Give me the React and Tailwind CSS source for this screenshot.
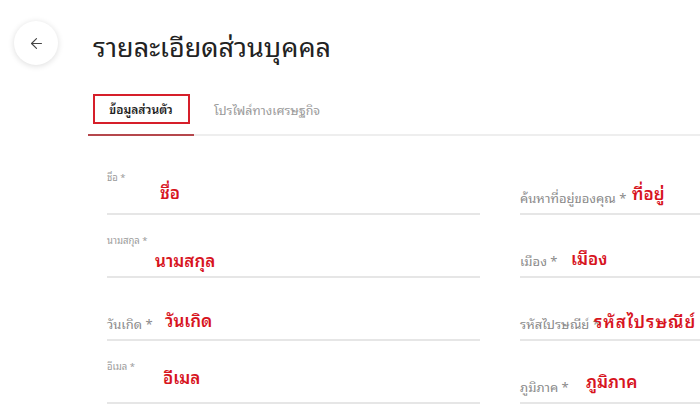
import { ArrowLeft } from 'lucide-react'

const FONT = { fontFamily: '"Noto Sans Thai Looped", "Noto Sans Thai", "Noto Sans", "Liberation Sans", sans-serif' }

const LEFT = [
  { label: 'ชื่อ *', small: true, note: 'ชื่อ', nx: 53, ny: 29 },
  { label: 'นามสกุล *', small: true, note: 'นามสกุล', nx: 48, ny: 34 },
  { label: 'วันเกิด *', small: false, note: 'วันเกิด', nx: 58, ny: 31 },
  { label: 'อีเมล *', small: true, note: 'อีเมล', nx: 56, ny: 25 },
]

const RIGHT = [
  { label: 'ค้นหาที่อยู่ของคุณ *', note: 'ที่อยู่', nx: 112, ny: 30 },
  { label: 'เมือง *', note: 'เมือง', nx: 51, ny: 32 },
  { label: 'รหัสไปรษณีย์ *', note: 'รหัสไปรษณีย์', nx: 74, ny: 32, wide: true },
  { label: 'ภูมิภาค *', note: 'ภูมิภาค', nx: 66, ny: 29 },
]

function Field({ f }) {
  return (
    <div className="relative h-[63px] border-b-2 border-[#e6e6e6]">
      {f.small ? (
        <div className="pt-[19px] text-[9.5px] leading-[12px] text-[#9a9a9a]">{f.label}</div>
      ) : (
        <div className="pt-[37px] text-[13px] leading-[18px] text-[#8a8a8a]">{f.label}</div>
      )}
      <span
        className={`absolute whitespace-nowrap text-[17px] leading-[22px] font-semibold text-[#d7141e] ${f.wide ? 'tracking-[1px]' : ''}`}
        style={{ left: f.nx, top: f.ny }}
      >
        {f.note}
      </span>
    </div>
  )
}

export default function App() {
  return (
    <div className="w-[700px] h-[409px] overflow-hidden bg-white" style={FONT}>
      <div className="flex items-center pt-[21px] pl-[14px]">
        <button className="w-[44px] h-[44px] rounded-full bg-white shadow-[0_1px_6px_rgba(0,0,0,0.14)] flex items-center justify-center text-[#444]">
          <ArrowLeft size={17} strokeWidth={1.6} />
        </button>
        <h1 className="ml-[35px] mt-[3px] text-[27px] leading-[34px] text-[#222] font-normal">รายละเอียดส่วนบุคคล</h1>
      </div>

      <div className="pl-[88px] mt-[28px]">
        <div className="flex border-b-2 border-[#eeeeee] h-[43px]">
          <div className="relative w-[106px] -mb-[2px] border-b-2 border-[#b5474c] flex justify-center">
            <div className="mt-[1px] h-[30px] w-[97px] border-2 border-[#d61f2a] flex items-center justify-center text-[12px] font-semibold text-[#222]">
              ข้อมูลส่วนตัว
            </div>
          </div>
          <div className="pl-[20px] pt-[7px] text-[12.5px] text-[#9a9a9a]">โปรไฟล์ทางเศรษฐกิจ</div>
        </div>

        <div className="grid grid-cols-[373px_200px] gap-x-[40px] pl-[19px] pt-[16px]">
          <div>
            {LEFT.map((f) => (
              <Field key={f.label} f={f} />
            ))}
          </div>
          <div>
            {RIGHT.map((f) => (
              <Field key={f.label} f={f} />
            ))}
          </div>
        </div>
      </div>
    </div>
  )
}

- _To do_
Print the full listing exactly, dropping the pictures.

- _Solution to the exercise_
Give me the React and Tailwind CSS source for this screenshot.
import { ArrowLeft } from 'lucide-react'

const FONT = { fontFamily: '"Noto Sans Thai Looped", "Noto Sans Thai", "Noto Sans", "Liberation Sans", sans-serif' }

const LEFT = [
  { label: 'ชื่อ *', small: true, note: 'ชื่อ', nx: 53, ny: 29 },
  { label: 'นามสกุล *', small: true, note: 'นามสกุล', nx: 48, ny: 34 },
  { label: 'วันเกิด *', small: false, note: 'วันเกิด', nx: 58, ny: 31 },
  { label: 'อีเมล *', small: true, note: 'อีเมล', nx: 56, ny: 25 },
]

const RIGHT = [
  { label: 'ค้นหาที่อยู่ของคุณ *', note: 'ที่อยู่', nx: 112, ny: 30 },
  { label: 'เมือง *', note: 'เมือง', nx: 51, ny: 32 },
  { label: 'รหัสไปรษณีย์ *', note: 'รหัสไปรษณีย์', nx: 74, ny: 32, wide: true },
  { label: 'ภูมิภาค *', note: 'ภูมิภาค', nx: 66, ny: 29 },
]

function Field({ f }) {
  return (
    <div className="relative h-[63px] border-b-2 border-[#e6e6e6]">
      {f.small ? (
        <div className="pt-[19px] text-[9.5px] leading-[12px] text-[#9a9a9a]">{f.label}</div>
      ) : (
        <div className="pt-[37px] text-[13px] leading-[18px] text-[#8a8a8a]">{f.label}</div>
      )}
      <span
        className={`absolute whitespace-nowrap text-[17px] leading-[22px] font-semibold text-[#d7141e] ${f.wide ? 'tracking-[1px]' : ''}`}
        style={{ left: f.nx, top: f.ny }}
      >
        {f.note}
      </span>
    </div>
  )
}

export default function App() {
  return (
    <div className="w-[700px] h-[409px] overflow-hidden bg-white" style={FONT}>
      <div className="flex items-center pt-[21px] pl-[14px]">
        <button className="w-[44px] h-[44px] rounded-full bg-white shadow-[0_1px_6px_rgba(0,0,0,0.14)] flex items-center justify-center text-[#444]">
          <ArrowLeft size={17} strokeWidth={1.6} />
        </button>
        <h1 className="ml-[35px] mt-[3px] text-[27px] leading-[34px] text-[#222] font-normal">รายละเอียดส่วนบุคคล</h1>
      </div>

      <div className="pl-[88px] mt-[28px]">
        <div className="flex border-b-2 border-[#eeeeee] h-[43px]">
          <div className="relative w-[106px] -mb-[2px] border-b-2 border-[#b5474c] flex justify-center">
            <div className="mt-[1px] h-[30px] w-[97px] border-2 border-[#d61f2a] flex items-center justify-center text-[12px] font-semibold text-[#222]">
              ข้อมูลส่วนตัว
            </div>
          </div>
          <div className="pl-[20px] pt-[7px] text-[12.5px] text-[#9a9a9a]">โปรไฟล์ทางเศรษฐกิจ</div>
        </div>

        <div className="grid grid-cols-[373px_200px] gap-x-[40px] pl-[19px] pt-[16px]">
          <div>
            {LEFT.map((f) => (
              <Field key={f.label} f={f} />
            ))}
          </div>
          <div>
            {RIGHT.map((f) => (
              <Field key={f.label} f={f} />
            ))}
          </div>
        </div>
      </div>
    </div>
  )
}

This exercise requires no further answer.